During that first year at Newark Rutgers, during the many hours each day when I didn’t have classes, the stacks and the reference room and the reading room were where I camped out when I wanted a quiet place to be alone to read or to study or to look something up. It was my other Newark home. My first other home.”
Philip Roth on the Newark Public Library
Today, March 18, is Philip Roth’s birthday—he was born in 1933. In his honor, I step back in time to a cold, rainy night at the Newark Public Library, a gorgeous Beaux Arts palace of books. It was an evening tailor-made for book lovers: Beloved native son Philip Roth had agreed to donate his massive personal library to the Newark Public Library. In celebration, a lecture was given by award-winning novelist, Zadie Smith, author of White Teeth, NW and On Beauty.

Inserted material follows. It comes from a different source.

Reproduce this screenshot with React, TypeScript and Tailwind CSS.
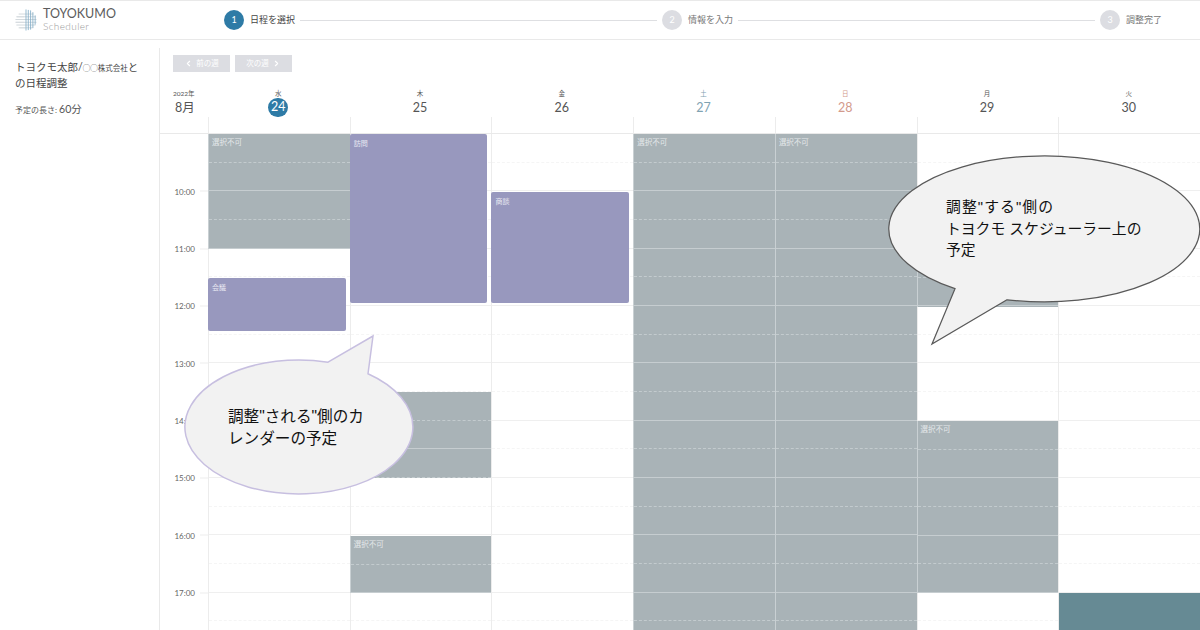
import { ChevronLeft, ChevronRight } from 'lucide-react';

const HOUR = 57.33;
const GRID_TOP = 134;

const days = [
  { week: '水', date: '24', today: true, head: 'text-[#666]' },
  { week: '木', date: '25', head: 'text-[#555]' },
  { week: '金', date: '26', head: 'text-[#555]' },
  { week: '土', date: '27', head: 'text-[#7fa3b2]' },
  { week: '日', date: '28', head: 'text-[#d39a8c]' },
  { week: '月', date: '29', head: 'text-[#555]' },
  { week: '火', date: '30', head: 'text-[#555]' },
];

type Block = { day: number; top: number; bottom: number; kind: 'busy' | 'event' | 'teal'; label?: string };

// y values are page pixels, converted to grid offsets below
const blocks: Block[] = [
  { day: 0, top: 134, bottom: 249, kind: 'busy', label: '選択不可' },
  { day: 0, top: 277.5, bottom: 331, kind: 'event', label: '会議' },
  { day: 1, top: 134, bottom: 303, kind: 'event', label: '訪問' },
  { day: 1, top: 392, bottom: 478, kind: 'busy' },
  { day: 1, top: 536, bottom: 593, kind: 'busy', label: '選択不可' },
  { day: 2, top: 192, bottom: 303, kind: 'event', label: '商談' },
  { day: 3, top: 134, bottom: 650, kind: 'busy', label: '選択不可' },
  { day: 4, top: 134, bottom: 650, kind: 'busy', label: '選択不可' },
  { day: 5, top: 249, bottom: 306.5, kind: 'busy' },
  { day: 5, top: 421, bottom: 593, kind: 'busy', label: '選択不可' },
  { day: 6, top: 593, bottom: 650, kind: 'teal' },
];

const slots = Array.from({ length: 18 }, (_, i) => i);
const hours = ['10:00', '11:00', '12:00', '13:00', '14:00', '15:00', '16:00', '17:00'];

function Logo() {
  return (
    <svg width="22" height="24" viewBox="0 0 24 24" fill="none" className="shrink-0">
      <g stroke="#c3cbd0" strokeWidth="0.8">
        <path d="M4 5.5h16M1.5 8.5h21M0.5 11.5h23M0.5 14.5h23M1.5 17.5h21M4 20.5h16" />
      </g>
      <g stroke="#7fabc6" strokeWidth="0.9">
        <path d="M12 0.5v23M14.5 1v22M17 1.5v21M19.5 3.5v17M22 7v10" />
      </g>
      <path d="M2 8.5h8M1 14.5h9M5 20.5h6" stroke="#d5dade" strokeWidth="0.8" />
    </svg>
  );
}

function Step({ n, label, active }: { n: number; label: string; active?: boolean }) {
  return (
    <div className="flex items-center gap-[6px] shrink-0">
      <div
        className={`w-[20px] h-[20px] rounded-full flex items-center justify-center text-[9px] text-white ${
          active ? 'bg-[#2e7ba6]' : 'bg-[#dcdde2]'
        }`}
      >
        {n}
      </div>
      <span className={`text-[9px] ${active ? 'text-[#444]' : 'text-[#777]'}`}>{label}</span>
    </div>
  );
}

function BusyLines({ count }: { count: number }) {
  return (
    <div className="absolute inset-0 overflow-hidden">
      {Array.from({ length: count }, (_, i) => (
        <div
          key={i}
          className={`h-[28.665px] border-b ${
            i % 2 === 0 ? 'border-dashed border-[#c3cbce]' : 'border-solid border-[#c6cdd0]'
          }`}
        />
      ))}
    </div>
  );
}

function CalendarBlock({ block }: { block: Block }) {
  const top = block.top - GRID_TOP;
  const height = block.bottom - block.top;
  if (block.kind === 'event') {
    return (
      <div
        className="absolute -left-[1px] right-[4px] rounded-[2px] bg-[#9898be] pl-[4px] pt-[3px] text-[7px] leading-[12px] text-[#e8e8f2] z-10"
        style={{ top, height }}
      >
        {block.label}
      </div>
    );
  }
  if (block.kind === 'teal') {
    return <div className="absolute left-0 right-0 bg-[#668a94] z-10" style={{ top, height }} />;
  }
  return (
    <div className="absolute -left-[1px] right-0 border-l border-[#c9d0d3] bg-[#a9b3b7] z-10" style={{ top, height }}>
      <BusyLines count={Math.ceil(height / (HOUR / 2))} />
      {block.label && (
        <div className="relative pl-[3px] pt-[3px] text-[7.5px] leading-[12px] text-[#e4e8ea]">{block.label}</div>
      )}
    </div>
  );
}

export default function App() {
  return (
    <div className="relative w-[1200px] h-[630px] overflow-hidden bg-white font-['Lato','Noto_Sans_CJK_JP',sans-serif] text-[#444]">
      <header className="h-[40px] border-t border-b border-[#e9e9e9] flex items-center">
        <div className="w-[210px] pl-[15px] flex items-center gap-[6px] shrink-0">
          <Logo />
          <div className="flex flex-col -mt-[2px]">
            <span className="text-[12.5px] leading-[13px] text-[#5c5c5c]">TOYOKUMO</span>
            <span className="text-[10px] leading-[12px] tracking-[0.4px] font-light text-[#999]">Scheduler</span>
          </div>
        </div>
        <div className="flex items-center flex-1 pl-[14px] pr-[38px]">
          <Step n={1} label="日程を選択" active />
          <div className="flex-1 h-[1px] bg-[#dedfe2] mx-[5px]" />
          <Step n={2} label="情報を入力" />
          <div className="flex-1 h-[1px] bg-[#dedfe2] mx-[5px]" />
          <Step n={3} label="調整完了" />
        </div>
      </header>

      <div className="flex">
        <aside className="w-[160px] h-[582px] mt-[8px] border-r border-[#e9e9e9] pl-[15px] pr-[18px] pt-[11px] shrink-0">
          <h1 className="text-[10.5px] leading-[16px] text-[#444]">
            トヨクモ太郎/<span className="text-[7.5px] leading-none">◯◯株式会社</span>との日程調整
          </h1>
          <p className="mt-[11px] text-[8px] leading-[16px] text-[#555]">
            予定の長さ: <span className="text-[10.5px] leading-none">60分</span>
          </p>
        </aside>

        <main className="flex-1 min-w-0">
          <div className="h-[48px] pt-[15px] pl-[13px] flex gap-[5px]">
            <button className="w-[57px] h-[17px] bg-[#dcdde2] flex items-center justify-center gap-[3px] text-[7.5px] text-white">
              <ChevronLeft size={9} strokeWidth={3} /> 前の週
            </button>
            <button className="w-[57px] h-[17px] bg-[#dcdde2] flex items-center justify-center gap-[3px] text-[7.5px] text-white">
              次の週 <ChevronRight size={9} strokeWidth={3} />
            </button>
          </div>

          <div className="flex h-[46px] border-b border-[#e9e9e9]">
            <div className="w-[48px] pl-[13px] pt-[1px] shrink-0 text-[#555]">
              <div className="text-[6.5px] leading-[10px]">2022年</div>
              <div className="pl-[2px] text-[12.5px] leading-[18px]">8月</div>
            </div>
            {days.map((d) => (
              <div key={d.date} className="flex-1 flex flex-col">
                <div className={`h-[29px] pt-[1px] pr-[1px] flex flex-col items-center ${d.head}`}>
                  <span className="text-[6.5px] leading-[9px]">{d.week}</span>
                  {d.today ? (
                    <span className="w-[20px] h-[20px] rounded-full bg-[#2e7ba6] text-white text-[12.5px] flex items-center justify-center">
                      {d.date}
                    </span>
                  ) : (
                    <span className="text-[12.5px] leading-[20px]">{d.date}</span>
                  )}
                </div>
                <div className="flex-1 border-l border-[#ececec]" />
              </div>
            ))}
          </div>

          <div className="flex">
            <div className="w-[48px] shrink-0 relative">
              {hours.map((h) => (
                <div key={h} className="h-[57.33px] flex items-end justify-end">
                  <div className="flex items-center translate-y-[5.5px] h-[11px]">
                    <span className="text-[8px] text-[#666] mr-[5px]">{h}</span>
                    <span className="w-[8px] h-[1px] bg-[#eeeeee]" />
                  </div>
                </div>
              ))}
            </div>
            {days.map((d, dayIndex) => (
              <div key={d.date} className="flex-1 relative border-l border-[#ececec]">
                {slots.map((s) => (
                  <div
                    key={s}
                    className={`h-[28.665px] border-b ${
                      s % 2 === 0 ? 'border-dashed border-[#f5f5f5]' : 'border-solid border-[#efefef]'
                    }`}
                  />
                ))}
                {blocks
                  .filter((b) => b.day === dayIndex)
                  .map((b) => (
                    <CalendarBlock key={b.top} block={b} />
                  ))}
              </div>
            ))}
          </div>
        </main>
      </div>

      {/* callouts sit over the calendar */}
      <svg width="1200" height="630" viewBox="0 0 1200 630" className="absolute left-0 top-0 z-20 pointer-events-none">
        <path
          d="M328 362.2 L373 336 L368 373.7 A114 67 0 1 1 328 362.2 Z"
          fill="#f2f2f2"
          stroke="#c7bfe0"
          strokeWidth="1.5"
        />
        <path
          d="M1007 299.8 L932 344 L955 288.7 A155.5 73 0 1 1 1007 299.8 Z"
          fill="#f2f2f2"
          stroke="#595959"
          strokeWidth="1.25"
        />
      </svg>
      <div className="absolute left-[228px] top-[406px] w-[145px] z-30 text-[15.6px] leading-[22px] text-[#111] font-['Liberation_Sans','Noto_Sans_CJK_JP',sans-serif]">
        調整"される"側のカレンダーの予定
      </div>
      <div className="absolute left-[946px] top-[197px] w-[200px] z-30 text-[14.8px] leading-[21.5px] text-[#111] font-['Liberation_Sans','Noto_Sans_CJK_JP',sans-serif]">
        <span className="tracking-[1.1px]">調整"する"側の</span>
        <br />
        トヨクモ スケジューラー上の予定
      </div>
    </div>
  );
}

My son Alex is a huge Philip Roth fan. I snagged two spots for the event. In a talk called, “The I Who Is Not I,” Smith swept across the literary waterfront, from Shakespeare to Nabokov to Roth, with wit and ease. Of the wildly creative and protean Roth’s influence on writers and readers, Smith said the message was simple: “Portnoy exists — be as you please.” Above all, Roth’s writing conferred the “liberty to create free characters.”
Zadie also offered a glimpse into her own writing life. A few nuggets:
• On craft: “I don’t plan my novels much in general.”
• On truth: “Fiction for me is more of an escape from self than an exploration of self.”
• On lies: “Writers all claim that it’s all fiction, and readers all suspect that it isn’t.”
• On writing in first person: “You have your readers where you want them — in the palm of your hand…. First person opens up the possibility of telling a true lie.”
• On writing: “A creation of effects,” an “imitation of life,” offering “echoes and fragments — this writing can do.”
• On reading: “The original joy of my life.”
Bravo, Philip, well written! Bravo, Zadie — write on!